At the end of the Jesus story, however, it looked like a complete tragedy was about to unfold. Jesus was with his disciples in an upper room on Mt. Zion in Jerusalem. He knew he was about to be arrested, and he was quite certain that the Romans would decide to crucify him.
It was Passover, and he used the Seder unleavened matzos bread and the Seder wine to signify something which then was totally beyond the ability of the disciples to comprehend. “This is my body, which is broken for you,” Jesus said, taking a matzo, and snapping it in two. Taking the cup, he said, “This is my blood, shed for you.”
Did he actually say that, or did the disciples only later imagine that is what he said? Did he do that, or did they choose to remember that is what he did?
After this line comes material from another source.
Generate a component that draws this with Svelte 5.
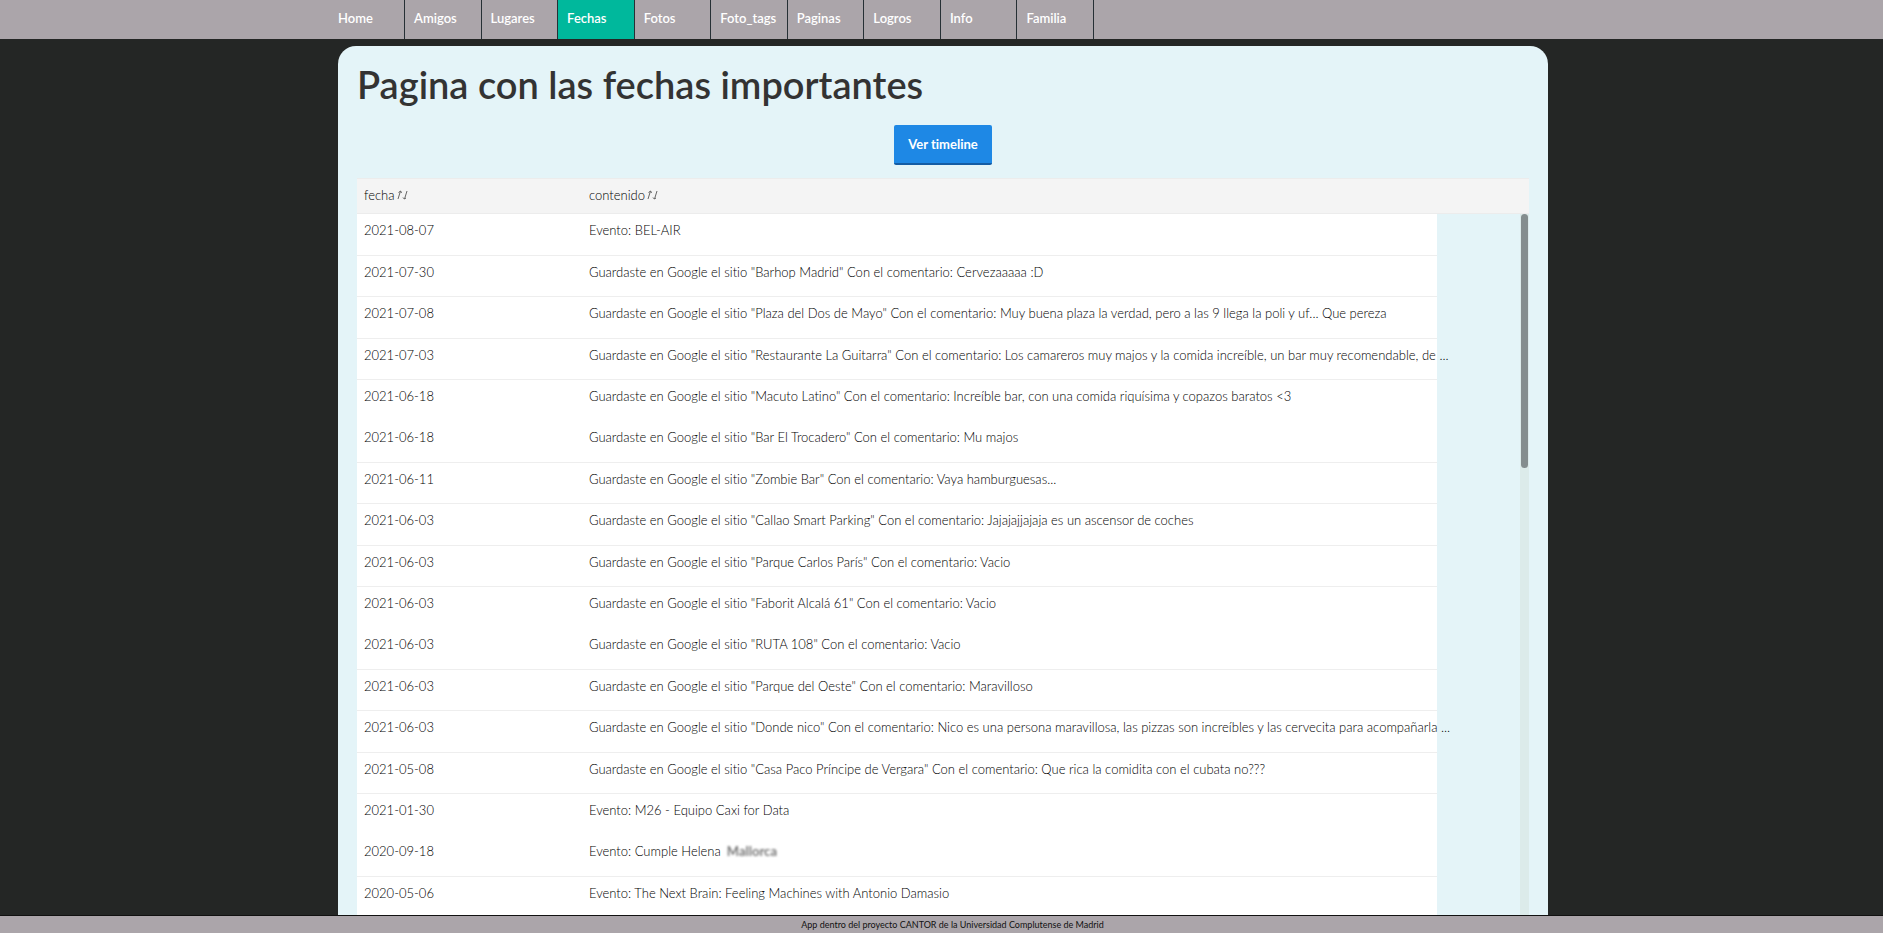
<script>
  const links = ['Home', 'Amigos', 'Lugares', 'Fechas', 'Fotos', 'Foto_tags', 'Paginas', 'Logros', 'Info', 'Familia'];
  const current = 'Fechas';
  const g = 'Guardaste en Google el sitio ';
  const c = ' Con el comentario: ';
  const rows = [
    ['2021-08-07', 'Evento: BEL-AIR'],
    ['2021-07-30', g + '"Barhop Madrid"' + c + 'Cervezaaaaa :D'],
    ['2021-07-08', g + '"Plaza del Dos de Mayo"' + c + 'Muy buena plaza la verdad, pero a las 9 llega la poli y uf... Que pereza'],
    ['2021-07-03', g + '"Restaurante La Guitarra"' + c + 'Los camareros muy majos y la comida increíble, un bar muy recomendable, de ...'],
    ['2021-06-18', g + '"Macuto Latino"' + c + 'Increíble bar, con una comida riquísima y copazos baratos <3'],
    ['2021-06-18', g + '"Bar El Trocadero"' + c + 'Mu majos'],
    ['2021-06-11', g + '"Zombie Bar"' + c + 'Vaya hamburguesas...'],
    ['2021-06-03', g + '"Callao Smart Parking"' + c + 'Jajajajjajaja es un ascensor de coches'],
    ['2021-06-03', g + '"Parque Carlos París"' + c + 'Vacio'],
    ['2021-06-03', g + '"Faborit Alcalá 61"' + c + 'Vacio'],
    ['2021-06-03', g + '"RUTA 108"' + c + 'Vacio'],
    ['2021-06-03', g + '"Parque del Oeste"' + c + 'Maravilloso'],
    ['2021-06-03', g + '"Donde nico"' + c + 'Nico es una persona maravillosa, las pizzas son increíbles y las cervecita para acompañarla ...'],
    ['2021-05-08', g + '"Casa Paco Príncipe de Vergara"' + c + 'Que rica la comidita con el cubata no???'],
    ['2021-01-30', 'Evento: M26 - Equipo Caxi for Data'],
    ['2020-09-18', 'Evento: Cumple Helena', 'Mallorca'],
    ['2020-05-06', 'Evento: The Next Brain: Feeling Machines with Antonio Damasio']
  ];
</script>

{#snippet sortIcon()}
  <svg class="sort" width="11" height="10" viewBox="0 0 11 10" aria-hidden="true">
    <path d="M1 9 3.5 1M1.5 2.5 3.7 1 4.5 3M10 1 7.5 9M6 7.5 7.3 9 9 8" />
  </svg>
{/snippet}

<div class="page">
  <nav>
    <div class="wrap">
      <ul>
        {#each links as link}
          <li><a href="#{link}" class:active={link === current}>{link}</a></li>
        {/each}
      </ul>
    </div>
  </nav>

  <main>
    <div class="wrap">
      <section class="panel">
        <h1>Pagina con las fechas importantes</h1>
        <div class="actions"><button class="primary">Ver timeline</button></div>
        <div class="grid">
          <table>
            <colgroup><col class="date" /><col /><col class="rest" /></colgroup>
            <thead>
              <tr>
                <th><button class="head">fecha{@render sortIcon()}</button></th>
                <th><button class="head">contenido{@render sortIcon()}</button></th>
                <th></th>
              </tr>
            </thead>
            <tbody>
              {#each rows as [date, text, hidden]}
                <tr>
                  <td>{date}</td>
                  <td>{text}{#if hidden}<span class="blurred">{hidden}</span>{/if}</td>
                  <td class="empty"></td>
                </tr>
              {/each}
            </tbody>
          </table>
          <div class="track"><div class="thumb"></div></div>
        </div>
      </section>
    </div>
  </main>

  <footer>App dentro del proyecto CANTOR de la Universidad Complutense de Madrid</footer>
</div>

<style>
  :global(body) {
    margin: 0;
    background: #242625;
    color: #333;
    font-family: Lato, "Open Sans", sans-serif;
    font-size: 13px;
    font-variant-ligatures: none;
  }
  .page {
    height: 100vh;
    display: flex;
    flex-direction: column;
  }
  .wrap {
    max-width: 1210px;
    margin: 0 auto;
    padding-left: 3px;
  }
  nav {
    background: #aba5aa;
    flex: none;
  }
  ul {
    list-style: none;
    margin: 0;
    padding: 0;
    display: grid;
    grid-template-columns: 67px repeat(9, 1fr);
    max-width: 756px;
  }
  li a {
    display: block;
    height: 39px;
    box-sizing: border-box;
    padding: 8px 0 0 9px;
    border-right: 1px solid #263035;
    color: #fff;
    font-weight: 600;
    line-height: 20px;
    text-decoration: none;
  }
  li:first-child a {
    padding-left: 0;
  }
  li a.active {
    background: #00b89c;
  }
  main {
    flex: 1;
    min-height: 0;
    overflow: hidden;
    padding-top: 7px;
  }
  .panel {
    background: #e4f4f8;
    border-radius: 18px 18px 0 0;
    padding: 14px 19px;
  }
  h1 {
    margin: 0;
    font-size: 38px;
    line-height: 48px;
    font-weight: 600;
  }
  .actions {
    display: flex;
    justify-content: center;
    padding: 17px 0 13px;
  }
  button {
    font: inherit;
    color: inherit;
    border: 0;
    cursor: pointer;
  }
  .primary {
    height: 40px;
    min-width: 98px;
    padding: 0 14px;
    border-radius: 2px;
    border-bottom: 2px solid #145ca4;
    background: #1e88e5;
    color: #fff;
    font-weight: 700;
  }
  .grid {
    position: relative;
  }
  table {
    width: 100%;
    table-layout: fixed;
    border-collapse: separate;
    border-spacing: 0;
  }
  .date {
    width: 225px;
  }
  .rest {
    width: 92px;
  }
  th {
    box-sizing: border-box;
    height: 36px;
    padding: 0 7px 2px;
    background: #f4f4f4;
    border-top: 1px solid #ececec;
    border-bottom: 1px solid #ececec;
    text-align: left;
    font-weight: 300;
    color: #000;
  }
  .head {
    padding: 0;
    background: none;
  }
  .sort {
    margin-left: 2px;
    fill: none;
    stroke: #666;
  }
  td {
    box-sizing: border-box;
    height: 41px;
    padding: 6px 0 6px 7px;
    background: #fff;
    border-bottom: 1px solid #eee;
    vertical-align: top;
    font-weight: 300;
    color: #000;
    line-height: 20px;
    white-space: nowrap;
  }
  tr:nth-child(5n + 1) td,
  tr:nth-child(5n + 3) td {
    height: 42px;
  }
  tr:nth-child(5n) td {
    border-bottom-color: #fff;
  }
  tr td.empty {
    background: none;
    border: 0;
  }
  .blurred {
    margin-left: 6px;
    filter: blur(1px);
    font-weight: 700;
    color: #777;
  }
  .track {
    position: absolute;
    top: 36px;
    right: 0;
    bottom: 0;
    width: 9px;
    background: #dcebea;
  }
  .thumb {
    width: 7px;
    height: 254px;
    margin: 0 auto;
    border-radius: 4px;
    background: #848d8e;
  }
  footer {
    flex: none;
    padding-left: 22px;
    border-top: 1px solid #111;
    background: #aba5aa;
    color: #111;
    font-size: 9px;
    line-height: 17px;
    text-align: center;
  }
</style>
Words are symbols of the realities they describe. They are not the realities in themselves, but they are the only means we have of giving substance to the meanings of those realities. Jesus knew he was about to lose his life, and he wanted his closest friends to know that he voluntarily would do it on their behalf and on behalf of a world greatly in need of reconciliation with God.
The Church has called communion a sacrament. It also refers to it as the eucharist, the thanksgiving. By means of the sacrament, we are transported back in space and time to that upper room with Jesus and the Twelve. Communion makes us disciples in direct communication with him, along with the others who gathered in the upper room.
The first Christmas started in squalor, and it ended with angels and wise men. Good Friday dropped a pall of death and horror over the disciples, but on Easter they experienced inexpressible astonishment and unimaginable joy. God brings comfort out of calamity, clarity out of complete darkness, profound hope out of utter despair. Comfort, Christmas, and communion are a mixture of thoughts and emotions, of dreams dashed and invincible trust restored.
With all of these thoughts in mind, let us come to the table of our Lord Jesus Christ.